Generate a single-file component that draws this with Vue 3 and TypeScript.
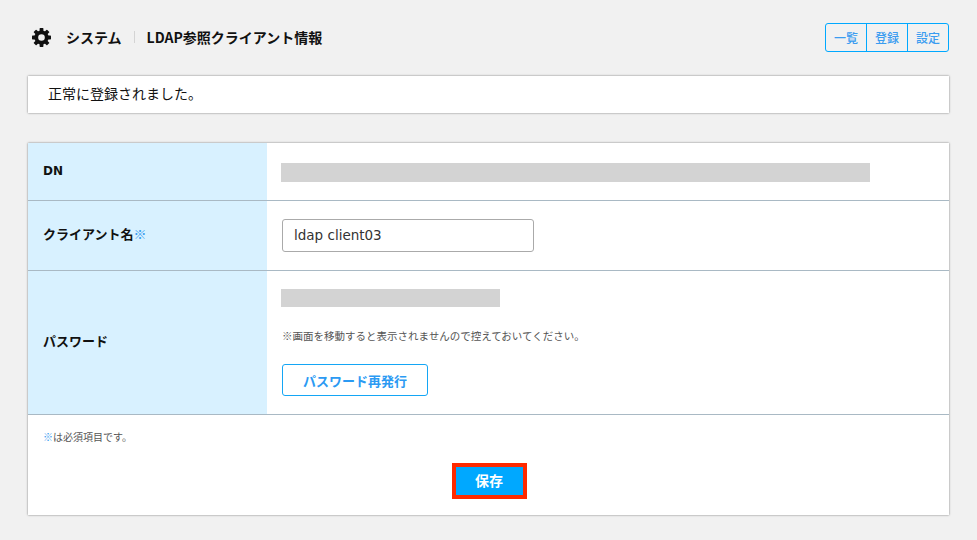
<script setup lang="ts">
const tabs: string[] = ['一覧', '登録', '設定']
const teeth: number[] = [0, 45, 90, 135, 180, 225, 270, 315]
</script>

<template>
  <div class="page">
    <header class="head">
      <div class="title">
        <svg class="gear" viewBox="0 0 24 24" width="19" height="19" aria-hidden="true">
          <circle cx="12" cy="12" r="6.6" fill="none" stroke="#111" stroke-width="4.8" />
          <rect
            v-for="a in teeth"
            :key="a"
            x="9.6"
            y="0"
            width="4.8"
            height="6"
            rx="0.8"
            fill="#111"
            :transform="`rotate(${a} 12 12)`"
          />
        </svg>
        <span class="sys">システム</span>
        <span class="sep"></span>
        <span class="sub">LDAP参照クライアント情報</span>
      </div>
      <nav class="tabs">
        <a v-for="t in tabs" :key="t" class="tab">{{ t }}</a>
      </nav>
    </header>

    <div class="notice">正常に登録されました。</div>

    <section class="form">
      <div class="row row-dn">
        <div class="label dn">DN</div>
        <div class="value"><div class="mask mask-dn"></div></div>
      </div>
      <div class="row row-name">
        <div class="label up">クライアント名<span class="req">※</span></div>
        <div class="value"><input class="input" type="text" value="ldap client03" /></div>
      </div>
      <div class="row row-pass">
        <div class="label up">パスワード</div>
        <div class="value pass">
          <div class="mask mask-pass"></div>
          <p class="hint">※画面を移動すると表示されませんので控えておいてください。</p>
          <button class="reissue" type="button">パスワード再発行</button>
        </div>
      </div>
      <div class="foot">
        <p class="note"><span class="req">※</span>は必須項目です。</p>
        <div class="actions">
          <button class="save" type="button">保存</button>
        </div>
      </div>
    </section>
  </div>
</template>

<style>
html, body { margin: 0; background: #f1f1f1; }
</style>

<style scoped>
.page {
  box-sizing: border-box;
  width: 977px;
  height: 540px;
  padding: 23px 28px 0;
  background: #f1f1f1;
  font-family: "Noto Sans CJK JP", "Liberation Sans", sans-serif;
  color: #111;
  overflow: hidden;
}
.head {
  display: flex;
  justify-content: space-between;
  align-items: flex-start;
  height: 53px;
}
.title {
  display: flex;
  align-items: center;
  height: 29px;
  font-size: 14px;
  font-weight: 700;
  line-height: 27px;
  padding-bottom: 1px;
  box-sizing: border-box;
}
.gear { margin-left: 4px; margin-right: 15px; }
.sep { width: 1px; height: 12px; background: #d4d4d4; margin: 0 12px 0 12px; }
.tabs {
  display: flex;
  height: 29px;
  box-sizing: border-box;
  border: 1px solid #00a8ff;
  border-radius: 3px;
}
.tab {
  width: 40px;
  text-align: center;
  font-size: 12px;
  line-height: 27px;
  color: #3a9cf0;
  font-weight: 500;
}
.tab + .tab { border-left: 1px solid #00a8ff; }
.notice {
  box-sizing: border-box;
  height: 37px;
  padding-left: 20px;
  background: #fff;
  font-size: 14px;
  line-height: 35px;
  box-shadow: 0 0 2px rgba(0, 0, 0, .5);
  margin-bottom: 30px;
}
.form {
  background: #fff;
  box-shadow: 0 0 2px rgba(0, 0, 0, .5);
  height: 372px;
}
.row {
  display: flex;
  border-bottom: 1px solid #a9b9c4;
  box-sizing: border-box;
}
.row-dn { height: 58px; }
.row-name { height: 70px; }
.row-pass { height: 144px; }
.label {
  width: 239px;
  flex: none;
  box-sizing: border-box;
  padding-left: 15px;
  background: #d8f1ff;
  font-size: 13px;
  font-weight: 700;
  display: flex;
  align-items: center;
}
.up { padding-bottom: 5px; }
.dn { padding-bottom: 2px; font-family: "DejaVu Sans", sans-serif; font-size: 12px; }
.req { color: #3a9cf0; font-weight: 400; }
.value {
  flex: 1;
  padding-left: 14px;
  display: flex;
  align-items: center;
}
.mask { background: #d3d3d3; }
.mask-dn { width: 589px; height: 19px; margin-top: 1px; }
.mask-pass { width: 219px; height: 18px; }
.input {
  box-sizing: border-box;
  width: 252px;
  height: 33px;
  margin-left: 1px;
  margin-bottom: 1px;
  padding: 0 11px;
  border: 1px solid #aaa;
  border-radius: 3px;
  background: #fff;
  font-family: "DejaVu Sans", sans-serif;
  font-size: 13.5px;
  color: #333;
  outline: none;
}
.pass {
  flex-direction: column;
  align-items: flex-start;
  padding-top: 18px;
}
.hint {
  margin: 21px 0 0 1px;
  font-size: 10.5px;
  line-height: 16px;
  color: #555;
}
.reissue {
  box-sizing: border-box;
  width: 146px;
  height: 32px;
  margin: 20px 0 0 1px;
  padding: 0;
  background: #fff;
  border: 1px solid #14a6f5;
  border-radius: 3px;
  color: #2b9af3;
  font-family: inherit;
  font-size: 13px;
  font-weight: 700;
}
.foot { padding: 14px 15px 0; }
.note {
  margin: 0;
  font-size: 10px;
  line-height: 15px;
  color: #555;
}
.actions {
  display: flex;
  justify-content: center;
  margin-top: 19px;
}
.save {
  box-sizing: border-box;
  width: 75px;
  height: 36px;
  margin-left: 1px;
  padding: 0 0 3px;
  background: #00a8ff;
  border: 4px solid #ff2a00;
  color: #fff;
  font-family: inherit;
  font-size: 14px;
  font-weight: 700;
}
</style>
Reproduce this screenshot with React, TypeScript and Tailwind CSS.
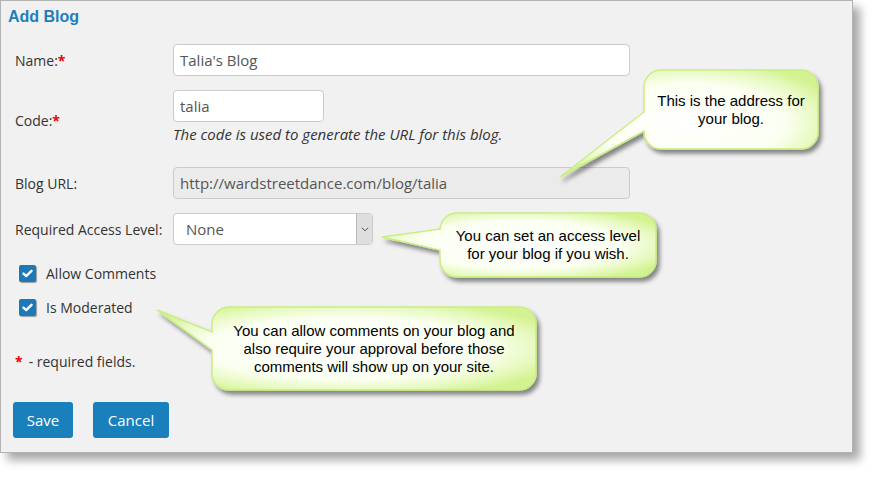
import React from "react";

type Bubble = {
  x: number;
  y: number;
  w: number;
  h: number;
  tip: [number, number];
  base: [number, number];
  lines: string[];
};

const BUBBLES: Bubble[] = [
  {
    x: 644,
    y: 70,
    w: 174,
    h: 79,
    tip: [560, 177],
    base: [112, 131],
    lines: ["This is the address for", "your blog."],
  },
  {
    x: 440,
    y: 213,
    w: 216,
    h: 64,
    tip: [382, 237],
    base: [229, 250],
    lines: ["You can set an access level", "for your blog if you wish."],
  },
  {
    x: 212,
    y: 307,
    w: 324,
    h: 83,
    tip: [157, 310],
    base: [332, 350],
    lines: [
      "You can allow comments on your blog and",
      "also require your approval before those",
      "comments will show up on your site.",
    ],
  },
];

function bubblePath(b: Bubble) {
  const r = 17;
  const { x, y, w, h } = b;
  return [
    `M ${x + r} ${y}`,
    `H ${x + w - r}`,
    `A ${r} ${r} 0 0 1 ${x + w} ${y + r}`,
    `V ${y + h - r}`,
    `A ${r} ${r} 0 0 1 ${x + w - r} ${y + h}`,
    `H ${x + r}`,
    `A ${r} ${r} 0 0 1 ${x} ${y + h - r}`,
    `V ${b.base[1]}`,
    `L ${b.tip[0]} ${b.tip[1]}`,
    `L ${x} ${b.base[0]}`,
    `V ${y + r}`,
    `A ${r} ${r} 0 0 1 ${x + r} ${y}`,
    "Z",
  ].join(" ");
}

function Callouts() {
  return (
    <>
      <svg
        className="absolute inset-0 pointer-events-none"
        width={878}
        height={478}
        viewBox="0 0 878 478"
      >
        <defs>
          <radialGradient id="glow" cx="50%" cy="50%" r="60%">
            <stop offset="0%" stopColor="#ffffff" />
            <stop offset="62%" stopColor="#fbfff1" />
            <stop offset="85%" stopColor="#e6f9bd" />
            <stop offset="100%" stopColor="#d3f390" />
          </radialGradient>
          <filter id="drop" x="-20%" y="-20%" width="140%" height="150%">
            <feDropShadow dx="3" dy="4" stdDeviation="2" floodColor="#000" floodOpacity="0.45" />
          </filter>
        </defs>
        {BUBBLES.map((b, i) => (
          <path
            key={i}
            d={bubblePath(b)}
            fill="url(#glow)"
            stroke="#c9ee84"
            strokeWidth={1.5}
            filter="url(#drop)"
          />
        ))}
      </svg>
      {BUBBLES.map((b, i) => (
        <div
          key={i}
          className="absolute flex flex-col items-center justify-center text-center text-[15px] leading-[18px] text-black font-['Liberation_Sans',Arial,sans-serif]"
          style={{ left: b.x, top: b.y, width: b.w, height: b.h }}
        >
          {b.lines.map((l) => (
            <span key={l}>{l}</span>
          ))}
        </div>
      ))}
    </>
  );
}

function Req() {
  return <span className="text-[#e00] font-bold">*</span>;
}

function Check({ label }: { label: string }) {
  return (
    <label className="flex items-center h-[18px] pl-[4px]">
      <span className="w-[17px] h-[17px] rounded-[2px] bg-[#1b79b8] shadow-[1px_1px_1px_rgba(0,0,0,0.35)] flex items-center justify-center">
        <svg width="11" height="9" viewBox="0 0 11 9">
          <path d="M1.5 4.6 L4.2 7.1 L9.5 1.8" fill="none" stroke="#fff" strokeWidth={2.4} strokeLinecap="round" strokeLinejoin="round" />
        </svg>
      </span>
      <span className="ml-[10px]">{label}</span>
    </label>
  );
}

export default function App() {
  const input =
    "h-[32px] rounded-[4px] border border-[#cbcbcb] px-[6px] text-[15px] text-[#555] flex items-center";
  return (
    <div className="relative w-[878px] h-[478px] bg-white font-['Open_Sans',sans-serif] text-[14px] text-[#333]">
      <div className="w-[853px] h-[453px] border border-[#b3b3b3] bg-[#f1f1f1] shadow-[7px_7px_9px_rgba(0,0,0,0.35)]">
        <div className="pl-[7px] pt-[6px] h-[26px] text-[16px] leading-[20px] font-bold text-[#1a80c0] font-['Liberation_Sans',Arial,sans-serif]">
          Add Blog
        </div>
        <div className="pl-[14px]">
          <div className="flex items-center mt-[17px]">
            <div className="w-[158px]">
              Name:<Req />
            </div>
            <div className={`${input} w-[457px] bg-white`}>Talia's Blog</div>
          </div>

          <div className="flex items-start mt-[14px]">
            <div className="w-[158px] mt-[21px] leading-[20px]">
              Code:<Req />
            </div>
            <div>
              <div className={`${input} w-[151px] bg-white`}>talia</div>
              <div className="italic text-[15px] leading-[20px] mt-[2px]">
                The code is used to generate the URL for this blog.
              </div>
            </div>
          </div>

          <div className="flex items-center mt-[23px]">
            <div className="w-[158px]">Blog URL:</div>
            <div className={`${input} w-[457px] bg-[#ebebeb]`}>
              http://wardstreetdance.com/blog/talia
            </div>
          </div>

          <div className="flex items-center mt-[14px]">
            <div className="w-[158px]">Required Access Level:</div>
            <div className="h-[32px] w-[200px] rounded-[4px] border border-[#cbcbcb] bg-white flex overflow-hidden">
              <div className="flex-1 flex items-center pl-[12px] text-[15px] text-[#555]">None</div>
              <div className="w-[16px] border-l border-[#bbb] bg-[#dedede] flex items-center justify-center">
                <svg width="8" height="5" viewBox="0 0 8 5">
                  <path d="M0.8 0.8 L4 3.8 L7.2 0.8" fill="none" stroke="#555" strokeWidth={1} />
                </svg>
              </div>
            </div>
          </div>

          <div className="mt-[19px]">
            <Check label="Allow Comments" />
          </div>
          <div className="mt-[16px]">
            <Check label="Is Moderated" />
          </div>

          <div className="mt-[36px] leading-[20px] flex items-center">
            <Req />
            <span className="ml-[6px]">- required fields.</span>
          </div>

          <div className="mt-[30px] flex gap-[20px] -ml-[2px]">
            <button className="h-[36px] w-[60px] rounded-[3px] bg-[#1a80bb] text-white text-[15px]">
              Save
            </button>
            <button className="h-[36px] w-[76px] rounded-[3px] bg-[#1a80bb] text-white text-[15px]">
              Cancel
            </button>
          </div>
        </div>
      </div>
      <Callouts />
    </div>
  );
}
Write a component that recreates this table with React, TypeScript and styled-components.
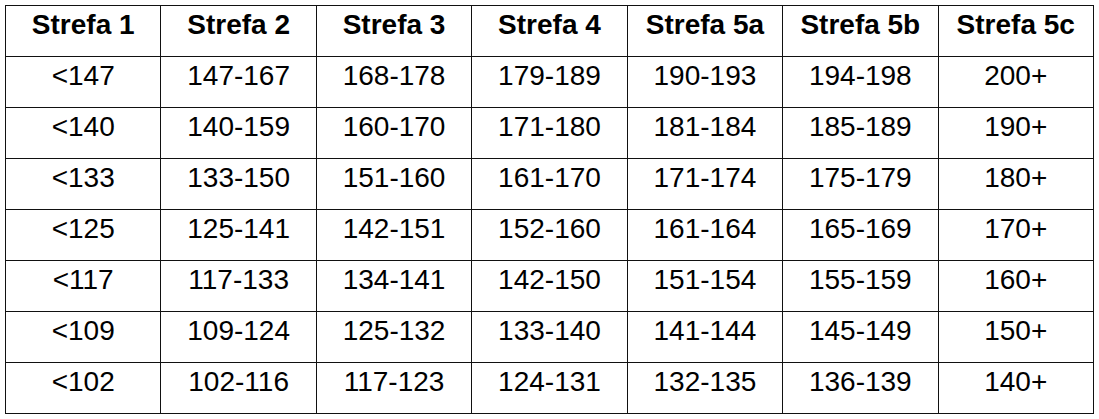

┄┄┄┄┄┄

Count how many lines of the material hold the string "that". Give the number and nothing more.

2